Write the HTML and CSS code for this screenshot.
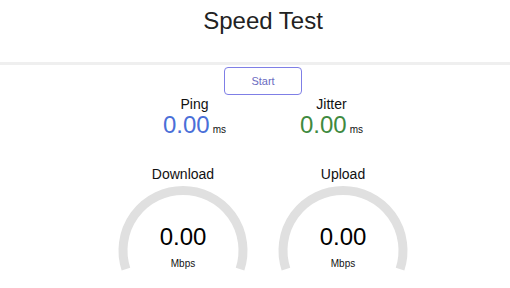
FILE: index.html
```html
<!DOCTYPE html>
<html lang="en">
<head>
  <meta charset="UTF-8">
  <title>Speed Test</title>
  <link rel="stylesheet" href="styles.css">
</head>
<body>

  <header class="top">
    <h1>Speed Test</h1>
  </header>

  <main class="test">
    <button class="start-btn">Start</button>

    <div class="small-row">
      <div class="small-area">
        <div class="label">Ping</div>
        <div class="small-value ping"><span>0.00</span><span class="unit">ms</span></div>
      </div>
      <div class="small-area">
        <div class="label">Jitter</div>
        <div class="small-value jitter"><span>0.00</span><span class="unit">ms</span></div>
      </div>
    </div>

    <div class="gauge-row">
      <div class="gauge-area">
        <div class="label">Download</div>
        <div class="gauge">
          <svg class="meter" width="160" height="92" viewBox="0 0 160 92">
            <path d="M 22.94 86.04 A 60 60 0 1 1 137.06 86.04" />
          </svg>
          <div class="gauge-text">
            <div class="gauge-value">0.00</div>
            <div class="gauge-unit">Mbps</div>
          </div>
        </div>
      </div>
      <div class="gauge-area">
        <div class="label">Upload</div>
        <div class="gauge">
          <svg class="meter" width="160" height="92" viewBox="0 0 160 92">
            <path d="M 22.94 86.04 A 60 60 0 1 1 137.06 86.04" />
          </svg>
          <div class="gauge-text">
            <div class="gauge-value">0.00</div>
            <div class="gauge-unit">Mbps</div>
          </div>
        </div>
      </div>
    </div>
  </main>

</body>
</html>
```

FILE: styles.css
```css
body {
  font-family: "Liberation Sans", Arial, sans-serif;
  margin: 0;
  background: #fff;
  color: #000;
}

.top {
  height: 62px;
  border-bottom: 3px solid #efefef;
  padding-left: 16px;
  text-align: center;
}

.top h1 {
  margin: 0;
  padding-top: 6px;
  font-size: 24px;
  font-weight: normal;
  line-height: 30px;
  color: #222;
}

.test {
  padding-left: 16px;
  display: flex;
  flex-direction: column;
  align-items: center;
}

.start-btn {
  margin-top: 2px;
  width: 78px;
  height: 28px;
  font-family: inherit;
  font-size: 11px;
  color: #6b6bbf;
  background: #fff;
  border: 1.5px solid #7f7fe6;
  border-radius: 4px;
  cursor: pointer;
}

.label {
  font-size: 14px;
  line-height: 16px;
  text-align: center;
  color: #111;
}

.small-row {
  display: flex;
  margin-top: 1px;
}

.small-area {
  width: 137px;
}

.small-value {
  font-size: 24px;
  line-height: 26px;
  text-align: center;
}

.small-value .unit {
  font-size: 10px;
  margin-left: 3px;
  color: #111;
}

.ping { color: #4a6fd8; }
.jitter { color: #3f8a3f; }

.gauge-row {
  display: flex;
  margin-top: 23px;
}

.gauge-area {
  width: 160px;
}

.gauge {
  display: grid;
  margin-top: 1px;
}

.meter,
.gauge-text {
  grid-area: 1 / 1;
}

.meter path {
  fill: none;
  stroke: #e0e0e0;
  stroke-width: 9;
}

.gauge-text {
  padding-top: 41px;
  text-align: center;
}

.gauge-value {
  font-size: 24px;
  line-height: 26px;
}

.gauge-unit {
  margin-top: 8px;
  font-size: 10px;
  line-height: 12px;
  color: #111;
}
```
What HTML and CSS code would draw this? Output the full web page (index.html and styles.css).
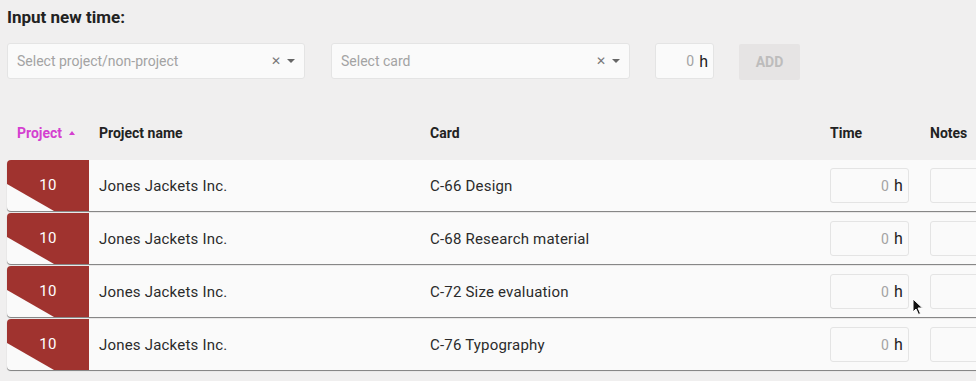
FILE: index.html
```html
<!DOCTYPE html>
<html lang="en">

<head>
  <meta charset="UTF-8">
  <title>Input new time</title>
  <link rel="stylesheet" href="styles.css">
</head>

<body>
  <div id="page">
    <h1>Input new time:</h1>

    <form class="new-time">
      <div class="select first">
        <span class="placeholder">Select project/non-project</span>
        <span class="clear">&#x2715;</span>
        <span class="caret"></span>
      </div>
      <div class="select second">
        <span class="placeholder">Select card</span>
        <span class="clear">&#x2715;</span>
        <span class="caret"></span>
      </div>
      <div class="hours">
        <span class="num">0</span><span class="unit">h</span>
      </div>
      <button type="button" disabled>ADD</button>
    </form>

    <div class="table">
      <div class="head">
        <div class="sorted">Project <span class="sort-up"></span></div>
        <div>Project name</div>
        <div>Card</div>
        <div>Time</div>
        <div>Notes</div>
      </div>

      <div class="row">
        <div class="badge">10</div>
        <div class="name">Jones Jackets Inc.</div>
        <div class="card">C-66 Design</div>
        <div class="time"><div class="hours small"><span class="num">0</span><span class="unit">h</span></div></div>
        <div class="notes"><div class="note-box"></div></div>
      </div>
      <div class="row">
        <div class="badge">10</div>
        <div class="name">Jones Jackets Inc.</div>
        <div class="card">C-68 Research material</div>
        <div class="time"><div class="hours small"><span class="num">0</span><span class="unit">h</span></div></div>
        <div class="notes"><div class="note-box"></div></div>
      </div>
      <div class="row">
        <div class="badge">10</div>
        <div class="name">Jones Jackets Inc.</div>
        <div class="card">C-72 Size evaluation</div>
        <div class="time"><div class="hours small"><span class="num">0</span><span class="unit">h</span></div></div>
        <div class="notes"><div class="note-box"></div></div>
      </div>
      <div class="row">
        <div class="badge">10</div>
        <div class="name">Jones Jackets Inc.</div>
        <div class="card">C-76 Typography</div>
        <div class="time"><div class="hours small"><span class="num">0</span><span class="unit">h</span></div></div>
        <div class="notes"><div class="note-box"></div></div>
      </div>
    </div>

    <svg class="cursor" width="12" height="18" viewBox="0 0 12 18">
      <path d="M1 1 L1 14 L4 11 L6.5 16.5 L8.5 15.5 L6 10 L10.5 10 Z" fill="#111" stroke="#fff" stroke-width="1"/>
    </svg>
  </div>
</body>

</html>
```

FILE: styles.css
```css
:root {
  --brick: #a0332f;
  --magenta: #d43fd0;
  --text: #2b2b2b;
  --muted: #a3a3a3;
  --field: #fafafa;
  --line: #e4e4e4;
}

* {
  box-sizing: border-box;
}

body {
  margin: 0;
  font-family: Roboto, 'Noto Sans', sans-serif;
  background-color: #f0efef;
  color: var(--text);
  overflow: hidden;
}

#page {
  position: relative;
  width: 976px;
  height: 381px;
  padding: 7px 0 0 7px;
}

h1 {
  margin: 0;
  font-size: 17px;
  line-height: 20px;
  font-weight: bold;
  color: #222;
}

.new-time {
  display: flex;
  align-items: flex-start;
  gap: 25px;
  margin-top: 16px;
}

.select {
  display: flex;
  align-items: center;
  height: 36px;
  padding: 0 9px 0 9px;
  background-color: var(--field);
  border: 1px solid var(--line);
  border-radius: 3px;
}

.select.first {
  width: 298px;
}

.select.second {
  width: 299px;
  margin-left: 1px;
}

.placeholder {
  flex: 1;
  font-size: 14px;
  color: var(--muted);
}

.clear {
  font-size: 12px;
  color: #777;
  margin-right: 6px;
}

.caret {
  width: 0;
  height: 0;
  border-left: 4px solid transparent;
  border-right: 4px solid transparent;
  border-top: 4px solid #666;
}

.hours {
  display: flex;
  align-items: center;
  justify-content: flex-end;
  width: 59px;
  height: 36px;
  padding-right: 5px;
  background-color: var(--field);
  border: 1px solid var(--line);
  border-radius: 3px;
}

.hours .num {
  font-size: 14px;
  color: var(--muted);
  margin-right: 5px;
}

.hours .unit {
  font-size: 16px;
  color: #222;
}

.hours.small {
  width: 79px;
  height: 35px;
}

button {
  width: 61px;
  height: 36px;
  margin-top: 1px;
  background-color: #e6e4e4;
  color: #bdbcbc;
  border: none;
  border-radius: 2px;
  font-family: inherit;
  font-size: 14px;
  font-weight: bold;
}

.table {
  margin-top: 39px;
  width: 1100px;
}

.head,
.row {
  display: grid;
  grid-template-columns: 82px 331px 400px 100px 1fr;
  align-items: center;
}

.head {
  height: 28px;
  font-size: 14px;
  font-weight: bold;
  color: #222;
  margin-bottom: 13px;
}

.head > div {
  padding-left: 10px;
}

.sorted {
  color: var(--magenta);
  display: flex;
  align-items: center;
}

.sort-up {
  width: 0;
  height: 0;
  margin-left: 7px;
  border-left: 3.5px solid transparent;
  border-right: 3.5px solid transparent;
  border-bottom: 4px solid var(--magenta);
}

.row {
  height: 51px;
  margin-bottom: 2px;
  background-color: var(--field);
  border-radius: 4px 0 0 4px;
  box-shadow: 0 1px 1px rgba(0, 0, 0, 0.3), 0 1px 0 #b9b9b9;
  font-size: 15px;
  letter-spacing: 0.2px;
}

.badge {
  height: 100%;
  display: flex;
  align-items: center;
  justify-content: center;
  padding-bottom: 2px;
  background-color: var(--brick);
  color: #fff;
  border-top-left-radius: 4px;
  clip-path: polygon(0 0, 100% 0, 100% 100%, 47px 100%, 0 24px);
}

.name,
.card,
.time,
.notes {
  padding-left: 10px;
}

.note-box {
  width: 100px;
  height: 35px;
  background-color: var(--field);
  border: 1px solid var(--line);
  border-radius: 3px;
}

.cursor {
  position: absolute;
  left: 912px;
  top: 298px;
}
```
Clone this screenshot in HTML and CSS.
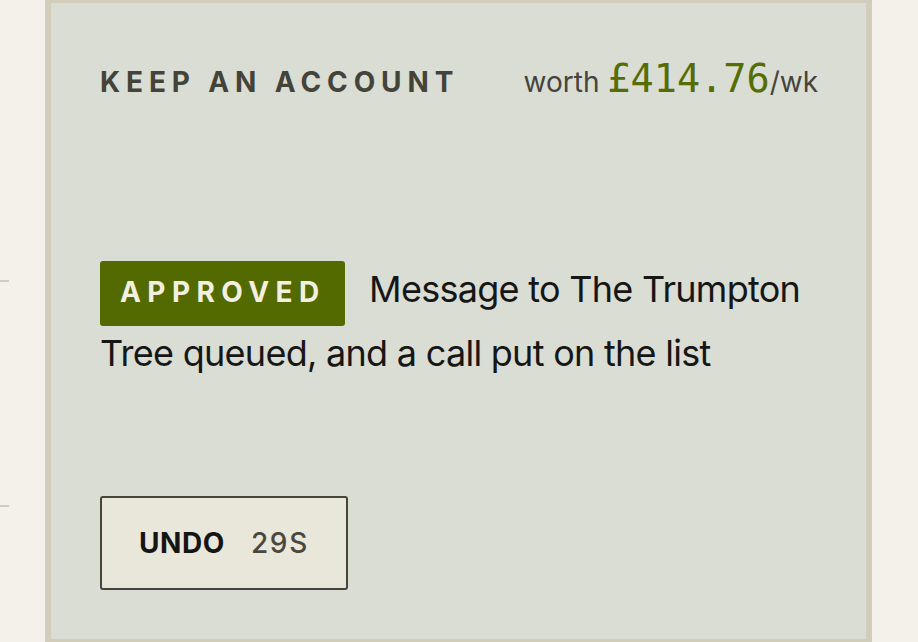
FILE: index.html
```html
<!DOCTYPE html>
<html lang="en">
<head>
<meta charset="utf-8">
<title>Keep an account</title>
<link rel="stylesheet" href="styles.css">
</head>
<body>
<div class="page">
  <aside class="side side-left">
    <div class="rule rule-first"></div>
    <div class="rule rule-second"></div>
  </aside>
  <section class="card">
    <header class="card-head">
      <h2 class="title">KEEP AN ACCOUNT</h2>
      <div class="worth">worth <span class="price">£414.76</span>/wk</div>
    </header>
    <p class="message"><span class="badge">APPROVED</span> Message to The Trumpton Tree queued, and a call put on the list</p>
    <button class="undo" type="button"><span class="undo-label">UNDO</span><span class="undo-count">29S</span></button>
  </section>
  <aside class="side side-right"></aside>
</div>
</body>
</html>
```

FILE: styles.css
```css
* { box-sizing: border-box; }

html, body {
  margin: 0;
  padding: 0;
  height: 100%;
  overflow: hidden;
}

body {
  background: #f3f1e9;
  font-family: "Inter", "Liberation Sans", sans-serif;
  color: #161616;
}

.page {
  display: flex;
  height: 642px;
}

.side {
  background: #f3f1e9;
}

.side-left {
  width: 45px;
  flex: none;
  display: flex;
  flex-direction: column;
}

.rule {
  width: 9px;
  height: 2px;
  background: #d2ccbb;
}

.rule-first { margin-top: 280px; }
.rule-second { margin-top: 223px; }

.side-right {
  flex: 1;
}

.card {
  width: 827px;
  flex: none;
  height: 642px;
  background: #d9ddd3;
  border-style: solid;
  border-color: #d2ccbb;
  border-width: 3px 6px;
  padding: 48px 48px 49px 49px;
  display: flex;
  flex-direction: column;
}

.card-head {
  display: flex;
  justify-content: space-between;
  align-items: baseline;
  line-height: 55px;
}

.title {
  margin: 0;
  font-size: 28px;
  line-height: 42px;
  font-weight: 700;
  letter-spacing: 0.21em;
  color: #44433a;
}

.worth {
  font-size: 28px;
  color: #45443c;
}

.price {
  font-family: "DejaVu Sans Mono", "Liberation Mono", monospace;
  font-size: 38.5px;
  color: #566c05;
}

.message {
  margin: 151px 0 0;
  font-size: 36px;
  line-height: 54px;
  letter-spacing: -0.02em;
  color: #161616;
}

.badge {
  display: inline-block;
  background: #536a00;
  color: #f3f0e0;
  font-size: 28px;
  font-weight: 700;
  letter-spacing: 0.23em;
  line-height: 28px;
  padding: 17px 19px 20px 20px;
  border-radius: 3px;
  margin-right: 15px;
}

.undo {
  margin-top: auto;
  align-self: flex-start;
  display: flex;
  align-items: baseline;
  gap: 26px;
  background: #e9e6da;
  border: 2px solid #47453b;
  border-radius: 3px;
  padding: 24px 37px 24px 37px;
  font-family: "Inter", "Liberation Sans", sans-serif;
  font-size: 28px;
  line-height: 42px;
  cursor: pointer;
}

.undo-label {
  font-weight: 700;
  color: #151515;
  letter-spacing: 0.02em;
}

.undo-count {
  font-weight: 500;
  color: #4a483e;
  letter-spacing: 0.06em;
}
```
☆ ☆ ☆
#### [PROBLEM]
Show each line in the entries that holds the string "screenshot".

#### [PROBLEM SOLUTION]
Write the HTML and CSS code for this screenshot.
Clone this screenshot in HTML and CSS.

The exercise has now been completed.